Here are a few things to remember over the next few weeks:
Work out the basics:
The date, time and location of your exams, how the marks are allocated and how much you have to learn for each one. Once you’ve got a plan together it will be easier to get on with a task without procrastinating.
Remember not to set yourself ridiculous goals like learn an entire module in a few hours, instead try and break up your workload into small, more manageable chunks. If you give yourself too much to do in a day you are just setting yourself up for disappointment and future burnout.
Think about when and where you work best. Not everyone is a morning person and sometimes it’s hard to be productive in the evening. Try to find both a time and a space that works for you and is comfy, quiet and devoid of any distractions, or if the weather’s nice why not sit outside?

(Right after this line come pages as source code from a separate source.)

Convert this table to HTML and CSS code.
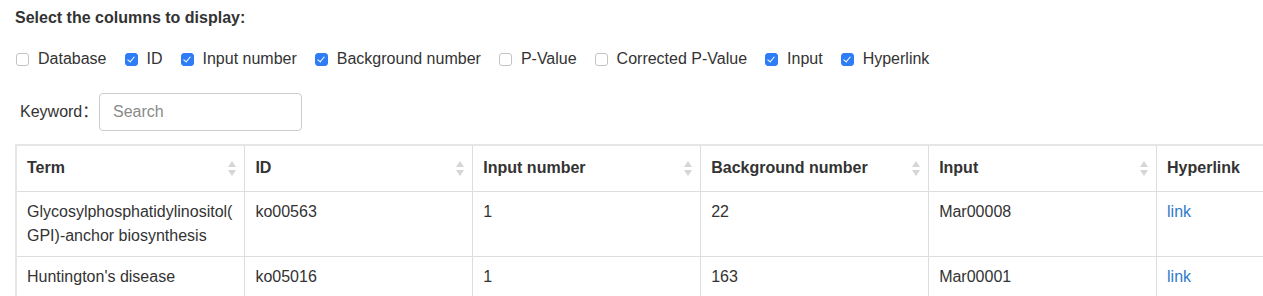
FILE: index.html
```html
<!DOCTYPE html>
<html lang="en">
<head>
<meta charset="utf-8">
<title>Columns</title>
<link rel="stylesheet" href="styles.css">
</head>
<body>
<div class="page">
  <h4 class="title">Select the columns to display:</h4>
  <div class="col-picker">
    <label class="opt"><input type="checkbox"><span>Database</span></label>
    <label class="opt"><input type="checkbox" checked><span>ID</span></label>
    <label class="opt"><input type="checkbox" checked><span>Input number</span></label>
    <label class="opt"><input type="checkbox" checked><span>Background number</span></label>
    <label class="opt"><input type="checkbox"><span>P-Value</span></label>
    <label class="opt"><input type="checkbox"><span>Corrected P-Value</span></label>
    <label class="opt"><input type="checkbox" checked><span>Input</span></label>
    <label class="opt"><input type="checkbox" checked><span>Hyperlink</span></label>
  </div>
  <div class="search-row">
    <label class="kw-label" for="kw">Keyword：</label>
    <input id="kw" class="kw-input" type="text" placeholder="Search">
  </div>
  <div class="table-wrap">
    <table class="data">
      <thead>
        <tr>
          <th><span class="th-inner">Term</span><svg class="sort" viewBox="0 0 8 15"><path d="M4 0 L8 6 L0 6 Z M0 9 L8 9 L4 15 Z"/></svg></th>
          <th><span class="th-inner">ID</span><svg class="sort" viewBox="0 0 8 15"><path d="M4 0 L8 6 L0 6 Z M0 9 L8 9 L4 15 Z"/></svg></th>
          <th><span class="th-inner">Input number</span><svg class="sort" viewBox="0 0 8 15"><path d="M4 0 L8 6 L0 6 Z M0 9 L8 9 L4 15 Z"/></svg></th>
          <th><span class="th-inner">Background number</span><svg class="sort" viewBox="0 0 8 15"><path d="M4 0 L8 6 L0 6 Z M0 9 L8 9 L4 15 Z"/></svg></th>
          <th><span class="th-inner">Input</span><svg class="sort" viewBox="0 0 8 15"><path d="M4 0 L8 6 L0 6 Z M0 9 L8 9 L4 15 Z"/></svg></th>
          <th><span class="th-inner">Hyperlink</span></th>
        </tr>
      </thead>
      <tbody>
        <tr>
          <td>Glycosylphosphatidylinositol(GPI)-anchor biosynthesis</td>
          <td>ko00563</td>
          <td>1</td>
          <td>22</td>
          <td>Mar00008</td>
          <td><a href="#">link</a></td>
        </tr>
        <tr>
          <td>Huntington's disease</td>
          <td>ko05016</td>
          <td>1</td>
          <td>163</td>
          <td>Mar00001</td>
          <td><a href="#">link</a></td>
        </tr>
      </tbody>
    </table>
  </div>
</div>
</body>
</html>
```

FILE: styles.css
```css
html, body {
  margin: 0;
  padding: 0;
  background: #fff;
  overflow: hidden;
}
body {
  font-family: "Liberation Sans", Arial, "Noto Sans CJK SC", sans-serif;
  font-size: 16px;
  color: #333;
}
.page {
  padding: 8px 0 0 15px;
}
.title {
  margin: 0;
  font-size: 16px;
  line-height: 20px;
  font-weight: bold;
  color: #333;
}
.col-picker {
  display: flex;
  align-items: center;
  gap: 18px;
  margin-top: 19px;
  height: 24px;
  padding-left: 1px;
}
.opt {
  display: flex;
  align-items: center;
  gap: 9px;
  line-height: 24px;
  white-space: nowrap;
}
.opt input {
  appearance: none;
  -webkit-appearance: none;
  margin: 0;
  width: 13px;
  height: 13px;
  border: 1px solid #c4c4c4;
  border-radius: 3px;
  background: #fff;
  position: relative;
  flex: none;
}
.opt input:checked {
  background: #2e7cf6;
  border-color: #2e7cf6;
}
.opt input:checked::after {
  content: "";
  position: absolute;
  left: 3px;
  top: 1px;
  width: 3px;
  height: 6px;
  border: solid #fff;
  border-width: 0 1.6px 1.6px 0;
  transform: rotate(40deg);
}
.search-row {
  display: flex;
  align-items: center;
  margin-top: 22px;
  padding-left: 5px;
}
.kw-label {
  width: 79px;
  line-height: 24px;
}
.kw-input {
  box-sizing: border-box;
  width: 203px;
  height: 38px;
  border: 1px solid #cccccc;
  border-radius: 4px;
  padding: 0 13px;
  font-family: inherit;
  font-size: 16px;
  color: #333;
  outline: none;
}
.kw-input::placeholder {
  color: #8a8a8a;
}
.table-wrap {
  margin-top: 13px;
  overflow: hidden;
  border-top: 2px solid #e6e6e6;
  border-left: 2px solid #e6e6e6;
}
.data {
  border-collapse: collapse;
  table-layout: fixed;
  width: 1368px;
}
.data th, .data td {
  border: 1px solid #dddddd;
  text-align: left;
  vertical-align: top;
  line-height: 24px;
  overflow-wrap: break-word;
  word-wrap: break-word;
}
.data tr:first-child th {
  border-top: 0;
}
.data th:first-child, .data td:first-child {
  border-left: 0;
}
.data th {
  position: relative;
  font-weight: bold;
  padding: 10px 10px 11px 10px;
}
.data td {
  padding: 8px 10px 8px 10px;
}
.sort {
  position: absolute;
  right: 8px;
  top: 50%;
  width: 8px;
  height: 15px;
  margin-top: -8px;
  fill: #d6d6d6;
}
.data a {
  color: #2f7ccb;
  text-decoration: none;
}
```
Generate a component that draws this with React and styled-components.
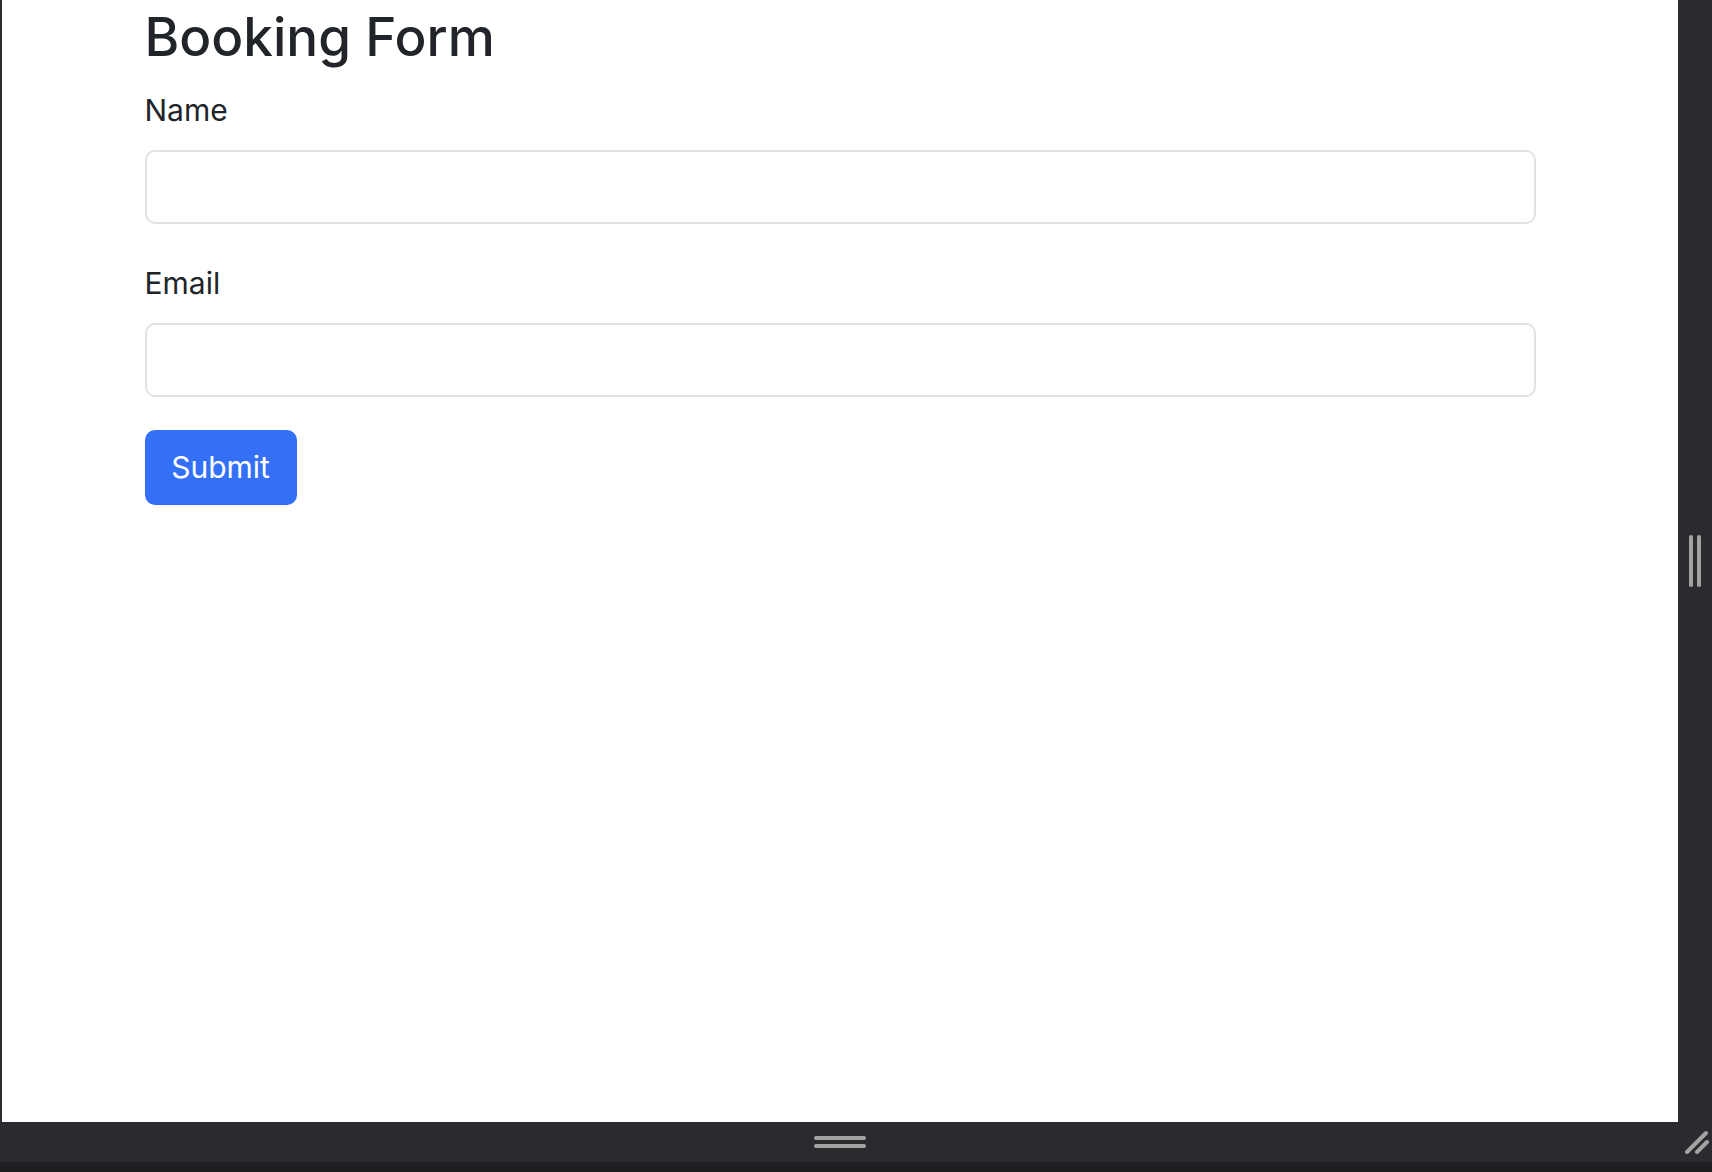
import React from 'react';
import styled, { createGlobalStyle } from 'styled-components';

const GlobalStyle = createGlobalStyle`
  html, body {
    margin: 0;
    padding: 0;
    background: #2a2b2f;
  }
  * {
    box-sizing: border-box;
  }
`;

// Outer frame: the page viewport plus the dark resize chrome around it
const Frame = styled.div`
  display: grid;
  grid-template-columns: 2px 1fr 34px;
  grid-template-rows: 1122px 40px 10px;
  width: 1712px;
  height: 1172px;
  background: #2a2b2f;
  overflow: hidden;
`;

const Viewport = styled.main`
  grid-column: 2;
  grid-row: 1;
  background: #fff;
  font-family: Inter, 'Noto Sans', sans-serif;
  color: #212529;
  overflow: hidden;
`;

const SideRail = styled.div`
  grid-column: 3;
  grid-row: 1;
  display: flex;
  align-items: center;
  justify-content: center;
  gap: 4px;
`;

const BottomRail = styled.div`
  grid-column: 2;
  grid-row: 2;
  display: flex;
  flex-direction: column;
  align-items: center;
  justify-content: center;
  gap: 4px;
`;

const CornerCell = styled.div`
  grid-column: 3;
  grid-row: 2;
  display: flex;
  align-items: flex-end;
  justify-content: flex-end;
  padding: 0 2px 8px 0;
`;

const BottomStrip = styled.div`
  grid-column: 1 / 4;
  grid-row: 3;
  background: #1f1f21;
`;

const Grip = styled.span`
  display: block;
  background: #a3a3a3;
  border-radius: 2px;
  width: ${(p) => (p.vertical ? '4px' : '52px')};
  height: ${(p) => (p.vertical ? '52px' : '4px')};
`;

const Container = styled.div`
  width: 1391px;
  margin: 0 auto;
  padding-top: 6px;
`;

const Title = styled.h1`
  margin: 0 0 18px;
  font-size: 53px;
  font-weight: 500;
  line-height: 1.2;
`;

const Field = styled.div`
  margin-bottom: 37px;
`;

const Label = styled.label`
  display: block;
  font-size: 30px;
  line-height: 1.5;
  margin-bottom: 17px;
`;

const Input = styled.input`
  display: block;
  width: 100%;
  height: 74px;
  padding: 10px 20px;
  font: inherit;
  font-size: 28px;
  border: 2px solid #dfe2e6;
  border-radius: 10px;
  outline: none;
  background: #fff;
`;

const Button = styled.button`
  display: block;
  width: 152px;
  height: 75px;
  margin-top: -4px;
  padding: 0;
  border: none;
  border-radius: 10px;
  background: #3470f5;
  color: #fff;
  font-family: Inter, 'Noto Sans', sans-serif;
  font-size: 30px;
  cursor: pointer;
`;

const App = () => {
  return (
    <>
      <GlobalStyle />
      <Frame>
        <Viewport>
          <Container>
            <Title>Booking Form</Title>
            <form onSubmit={(e) => e.preventDefault()}>
              <Field>
                <Label htmlFor="name">Name</Label>
                <Input id="name" type="text" />
              </Field>
              <Field>
                <Label htmlFor="email">Email</Label>
                <Input id="email" type="email" />
              </Field>
              <Button type="submit">Submit</Button>
            </form>
          </Container>
        </Viewport>
        <SideRail>
          <Grip vertical />
          <Grip vertical />
        </SideRail>
        <BottomRail>
          <Grip />
          <Grip />
        </BottomRail>
        <CornerCell>
          <svg width="26" height="24" viewBox="0 0 26 24">
            <path d="M3 22 L22 3 M13 22 L23 12" stroke="#a3a3a3" strokeWidth="4" strokeLinecap="round" />
          </svg>
        </CornerCell>
        <BottomStrip />
      </Frame>
    </>
  );
};

export default App;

Don’t be put off by other people:
Remember, progress is still progress, even if it’s different than somebody else’s. So, avoid listening to friends who are saying they’re doing huge amounts of revision. One of the main causes of exam stress is comparing yourself to others. You could discuss with your parents or partner what they are expecting you to achieve. Families with steep or unrealistic expectations will just add unnecessary pressure. It’s helpful to let them know what you have the capacity to achieve and to insist that the best way to get there is to have their support not pressure.
It’ll all be okay in the end:
Ultimately, remember that exams aren’t everything. Whatever your results, you can still be successful in life afterwards. Employers don’t just look at your exam scores; they are just as interested in your attitude, your transferable skills and how you get on with other people. The results you receive do not define you or diminish your future successes.
Once you’ve done an exam, not to overthink it. There’s nothing you can do about it now, and worrying won’t change your grade.
A bit of extra pressure can sometimes be a good thing; it can give you the kick you need to stop procrastinating and get on with your revision or start writing that essay. Stress is often an integral part of the process. The important thing to remember is that the stress you are feeling doesn’t get to a point where you find it overwhelming.
Not coping? Speak to someone sooner rather than later:
If you are struggling with suicidal thoughts, or if you are worried about a fellow student who is struggling with thoughts of suicide, you can contact PAPYRUS’s suicide prevention helpline, HOPELINE247 for advice and support. You can get in touch with HOPELINE247 from 9AM to midnight, seven days a week, on 0800 068 414, text 07860 039967 or email firstname.lastname@example.org
The Student Room also provides a variety of fantastic blogs, advice and support for those struggling with their mental health whilst at university. Click here for more information.
Best of luck with your exams: look after yourself, check in on your friends and remember, try to keep your cool!